### Job
Output the material word for word. Leave each picture out.

### Data block

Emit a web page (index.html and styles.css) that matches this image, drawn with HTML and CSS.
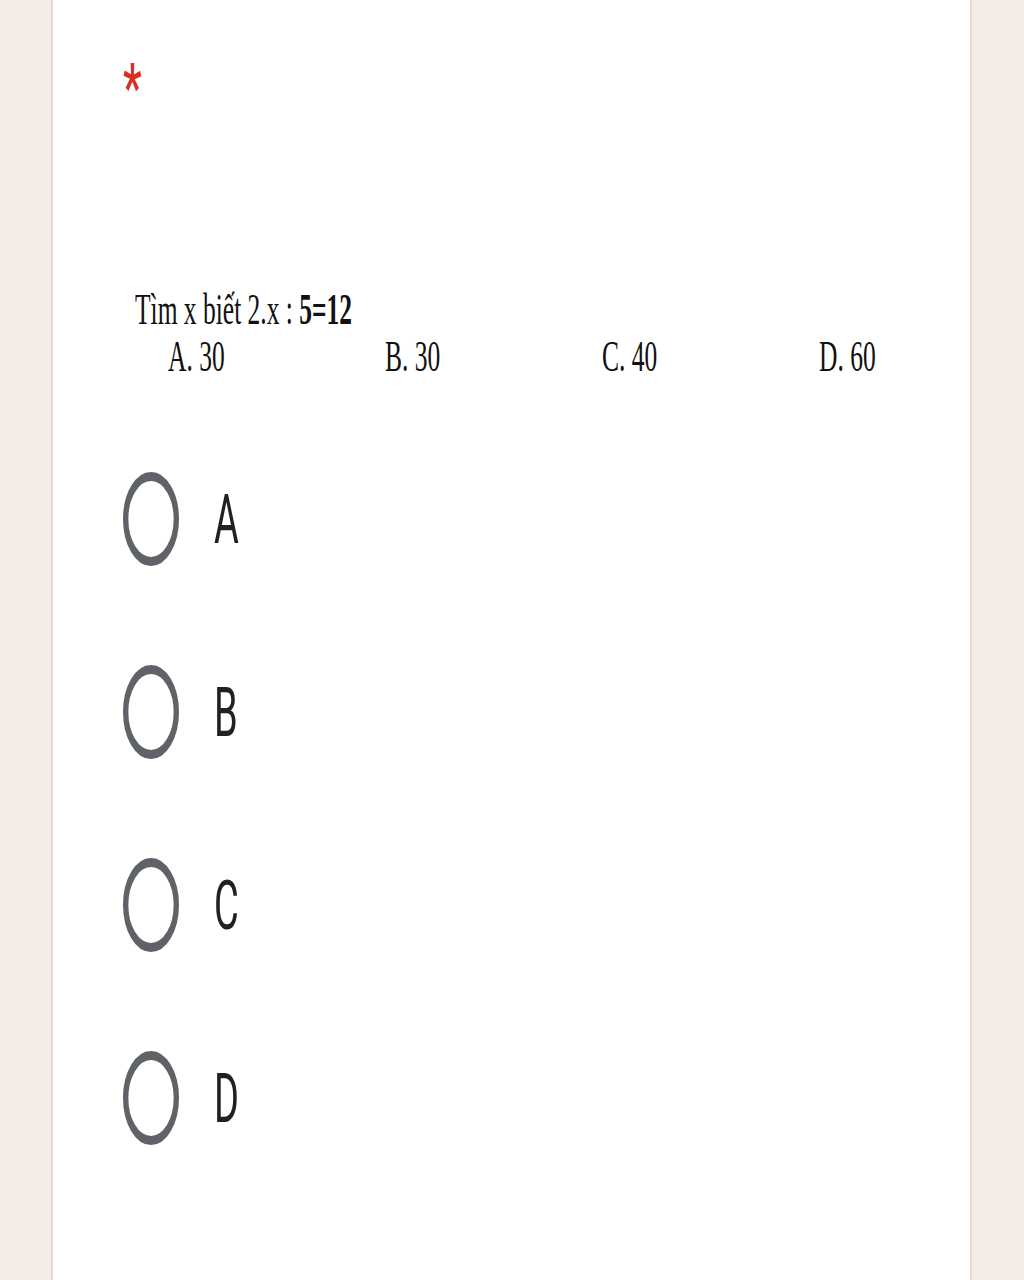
FILE: index.html
```html
<!DOCTYPE html>
<html lang="vi">
<head>
<meta charset="utf-8">
<title>Câu hỏi</title>
<link rel="stylesheet" href="styles.css">
</head>
<body>
<div class="card">
  <div class="req"><span class="star">*</span></div>
  <div class="qimg">
    <div class="qtitle">Tìm x biết 2.x : <b>5=12</b></div>
    <div class="qopts">
      <span>A. 30</span>
      <span>B. 30</span>
      <span>C. 40</span>
      <span>D. 60</span>
    </div>
  </div>
  <div class="choices">
    <div class="choice">
      <svg class="radio" viewBox="0 0 24 24" preserveAspectRatio="none"><circle cx="12" cy="12" r="10.85" fill="none" stroke="#5f6368" stroke-width="2.3"/></svg>
      <span class="lbl">A</span>
    </div>
    <div class="choice">
      <svg class="radio" viewBox="0 0 24 24" preserveAspectRatio="none"><circle cx="12" cy="12" r="10.85" fill="none" stroke="#5f6368" stroke-width="2.3"/></svg>
      <span class="lbl">B</span>
    </div>
    <div class="choice">
      <svg class="radio" viewBox="0 0 24 24" preserveAspectRatio="none"><circle cx="12" cy="12" r="10.85" fill="none" stroke="#5f6368" stroke-width="2.3"/></svg>
      <span class="lbl">C</span>
    </div>
    <div class="choice">
      <svg class="radio" viewBox="0 0 24 24" preserveAspectRatio="none"><circle cx="12" cy="12" r="10.85" fill="none" stroke="#5f6368" stroke-width="2.3"/></svg>
      <span class="lbl">D</span>
    </div>
  </div>
</div>
</body>
</html>
```

FILE: styles.css
```css
html, body {
  margin: 0;
  padding: 0;
}
body {
  background: #f6ece7;
  font-family: Roboto, "Liberation Sans", sans-serif;
  overflow: hidden;
}
.card {
  margin-left: 51px;
  width: 921px;
  min-height: 1280px;
  background: #ffffff;
  border-left: 2px solid #dfdbd8;
  border-right: 2px solid #dfdbd8;
  padding-left: 70px;
  box-sizing: border-box;
}
.req {
  height: 56px;
  padding-top: 57px;
  line-height: 40px;
}
.star {
  display: inline-block;
  color: #d93025;
  font-size: 42px;
  font-weight: 500;
  transform: scaleY(1.6);
  transform-origin: center top;
}
.qimg {
  margin-top: 172px;
  margin-left: 12px;
  height: 54px;
  font-family: "Liberation Serif", "Times New Roman", serif;
  font-size: 25.5px;
  line-height: 27px;
  color: #111;
  transform: scaleY(1.76);
  transform-origin: left top;
}
.qtitle b {
  font-weight: 700;
}
.qopts {
  display: grid;
  grid-template-columns: 217px 217px 217px 217px;
  padding-left: 33px;
}
.choices {
  margin-top: 83px;
  display: flex;
  flex-direction: column;
}
.choice {
  height: 193px;
  display: flex;
  align-items: center;
  gap: 35px;
}
.radio {
  width: 56px;
  height: 94px;
  flex: none;
}
.lbl {
  display: inline-block;
  font-size: 38px;
  line-height: 1;
  color: #202124;
  transform: scaleY(1.82);
  transform-origin: center;
}
```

### Reply
Emit a web page (index.html and styles.css) that matches this image, drawn with HTML and CSS.
FILE: index.html
```html
<!DOCTYPE html>
<html lang="vi">
<head>
<meta charset="utf-8">
<title>Câu hỏi</title>
<link rel="stylesheet" href="styles.css">
</head>
<body>
<div class="card">
  <div class="req"><span class="star">*</span></div>
  <div class="qimg">
    <div class="qtitle">Tìm x biết 2.x : <b>5=12</b></div>
    <div class="qopts">
      <span>A. 30</span>
      <span>B. 30</span>
      <span>C. 40</span>
      <span>D. 60</span>
    </div>
  </div>
  <div class="choices">
    <div class="choice">
      <svg class="radio" viewBox="0 0 24 24" preserveAspectRatio="none"><circle cx="12" cy="12" r="10.85" fill="none" stroke="#5f6368" stroke-width="2.3"/></svg>
      <span class="lbl">A</span>
    </div>
    <div class="choice">
      <svg class="radio" viewBox="0 0 24 24" preserveAspectRatio="none"><circle cx="12" cy="12" r="10.85" fill="none" stroke="#5f6368" stroke-width="2.3"/></svg>
      <span class="lbl">B</span>
    </div>
    <div class="choice">
      <svg class="radio" viewBox="0 0 24 24" preserveAspectRatio="none"><circle cx="12" cy="12" r="10.85" fill="none" stroke="#5f6368" stroke-width="2.3"/></svg>
      <span class="lbl">C</span>
    </div>
    <div class="choice">
      <svg class="radio" viewBox="0 0 24 24" preserveAspectRatio="none"><circle cx="12" cy="12" r="10.85" fill="none" stroke="#5f6368" stroke-width="2.3"/></svg>
      <span class="lbl">D</span>
    </div>
  </div>
</div>
</body>
</html>
```

FILE: styles.css
```css
html, body {
  margin: 0;
  padding: 0;
}
body {
  background: #f6ece7;
  font-family: Roboto, "Liberation Sans", sans-serif;
  overflow: hidden;
}
.card {
  margin-left: 51px;
  width: 921px;
  min-height: 1280px;
  background: #ffffff;
  border-left: 2px solid #dfdbd8;
  border-right: 2px solid #dfdbd8;
  padding-left: 70px;
  box-sizing: border-box;
}
.req {
  height: 56px;
  padding-top: 57px;
  line-height: 40px;
}
.star {
  display: inline-block;
  color: #d93025;
  font-size: 42px;
  font-weight: 500;
  transform: scaleY(1.6);
  transform-origin: center top;
}
.qimg {
  margin-top: 172px;
  margin-left: 12px;
  height: 54px;
  font-family: "Liberation Serif", "Times New Roman", serif;
  font-size: 25.5px;
  line-height: 27px;
  color: #111;
  transform: scaleY(1.76);
  transform-origin: left top;
}
.qtitle b {
  font-weight: 700;
}
.qopts {
  display: grid;
  grid-template-columns: 217px 217px 217px 217px;
  padding-left: 33px;
}
.choices {
  margin-top: 83px;
  display: flex;
  flex-direction: column;
}
.choice {
  height: 193px;
  display: flex;
  align-items: center;
  gap: 35px;
}
.radio {
  width: 56px;
  height: 94px;
  flex: none;
}
.lbl {
  display: inline-block;
  font-size: 38px;
  line-height: 1;
  color: #202124;
  transform: scaleY(1.82);
  transform-origin: center;
}
```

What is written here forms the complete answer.